Depending on the nature of the refund, taxpayers are required to upload invoice data into the following prescribed statements:

  • Statement 2: For refund on export of services with payment of tax

  • Statement 4: For refund on supplies made to SEZ units or developers with payment of tax

  • Statement 5B: For refund claimed by suppliers in case of deemed exports

Once invoices are uploaded as part of a refund application, they are locked in the system and cannot be modified or reused for any future refund claims. These invoices will only be unlocked in two scenarios: if the refund application is voluntarily withdrawn by the taxpayer or if a deficiency memo is issued by the tax authority.

2. Revised Refund Process for Recipients of Deemed Exports

GSTN has also implemented a separate set of changes for the refund category titled:
On account of Refund by Recipient of Deemed Export.”

Key Revisions Introduced:

a) Chronological Filing Requirement Removed:

Taxpayers filing refunds under this category are no longer required to follow a chronological sequence based on tax periods. The previous requirement to select “From Period” and “To Period” has been discontinued, thereby offering flexibility in claiming refunds based on invoice data rather than a fixed timeline.

b) Updated ‘Amount Eligible for Refund’ Table:

The format of the table used to calculate the eligible refund amount has been comprehensively updated. The newly revised table includes the following columns:

  • Column 1: Balance in Electronic Credit Ledger (ECL)
    This column is auto-populated and displays the available balance under each major tax head (IGST, CGST, SGST, UTGST) at the time of filing the application.

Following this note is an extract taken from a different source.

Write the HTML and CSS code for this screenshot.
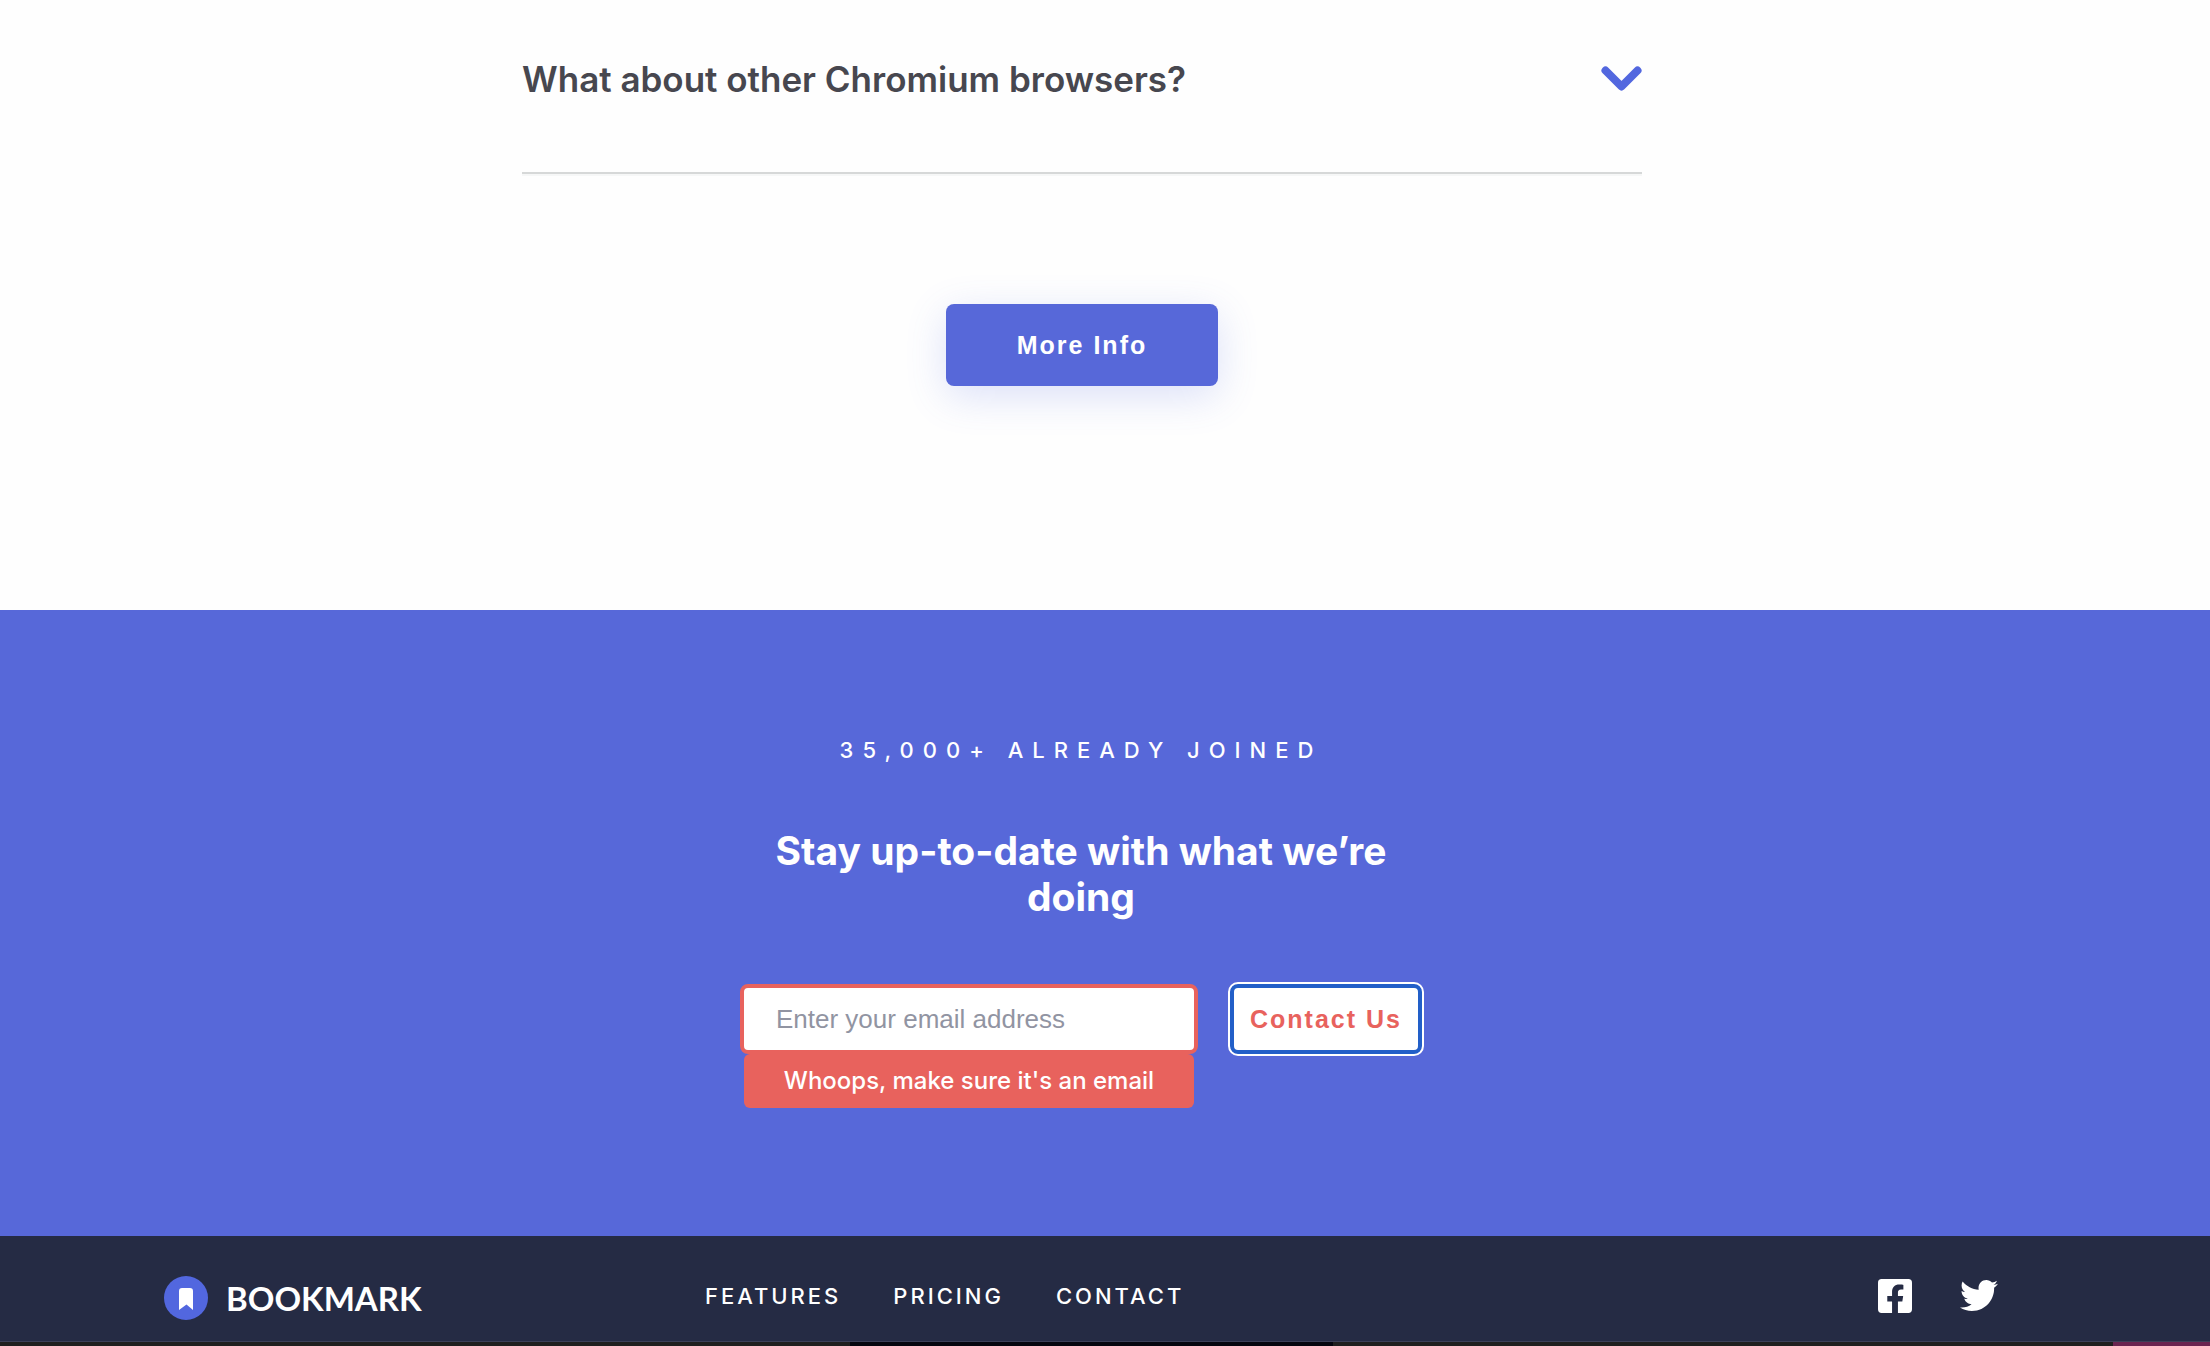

  • Column 2: Net Input Tax Credit (ITC) of Deemed Exports
    This field reflects the ITC claimed by the taxpayer based on the invoices furnished in Statement 5B. It is also auto-populated.

  • Column 3: Refund Amount as per Uploaded Invoices
    This column indicates the total ITC claimed under all heads and is editable to allow for downward adjustments by the taxpayer, if necessary.

  • Column 4: Eligible Refund Amount
    This field is automatically calculated based on the available balance in the ECL and the order of utilization specified in Circular No. 125/44/2019-GST dated 18.11.2019.

  • Column 5: Refund Amount Not Eligible Due to Insufficient Balance
    This column shows the differential amount between the total claimed refund and the available ITC balance in the ECL, thereby indicating the portion of the refund claim that cannot be processed due to insufficient funds.

c) Improved Functionality to Maximize Refunds:

One of the critical improvements introduced is the system’s ability to compare the total ITC available across all heads in the electronic credit ledger against the total refund amount claimed in respect of deemed exports. This optimization ensures that taxpayers are able to claim the maximum possible refund based on their available invoice data, even if there are imbalances in credit across individual tax heads.

Steps to File Refund Application Under the New System

  1. Ensure all due returns (GSTR-1, GSTR-3B, etc.) are filed up to the refund application date.

  2. Log in to the GST portal and select the relevant refund category.

  3. Click on “Create Refund Application.”

  4. Upload the required invoice details in the appropriate statement (2, 4, or 5B).

  5. Review the auto-populated data and editable fields in the refund calculation table.

  6. Submit the application for processing.

Support and Grievance Redressal

In case taxpayers face any technical difficulties or procedural issues while filing refund applications, they are advised to raise a grievance through the GST Self-Service Portal at the following link:
https://selfservice.gstsystem.in/ReportIssue.aspx

Implications for Taxpayers

The transition to invoice-based filing and automation of refund calculation tables is a progressive step toward easing compliance for exporters and deemed export suppliers. The elimination of tax period dependency and the optimization of ITC utilization across tax heads will reduce processing delays, improve accuracy, and enhance the overall taxpayer experience.

These changes are also expected to reduce errors, minimize manual intervention, and encourage faster refund disbursals—thereby improving working capital management for businesses involved in export-related operations.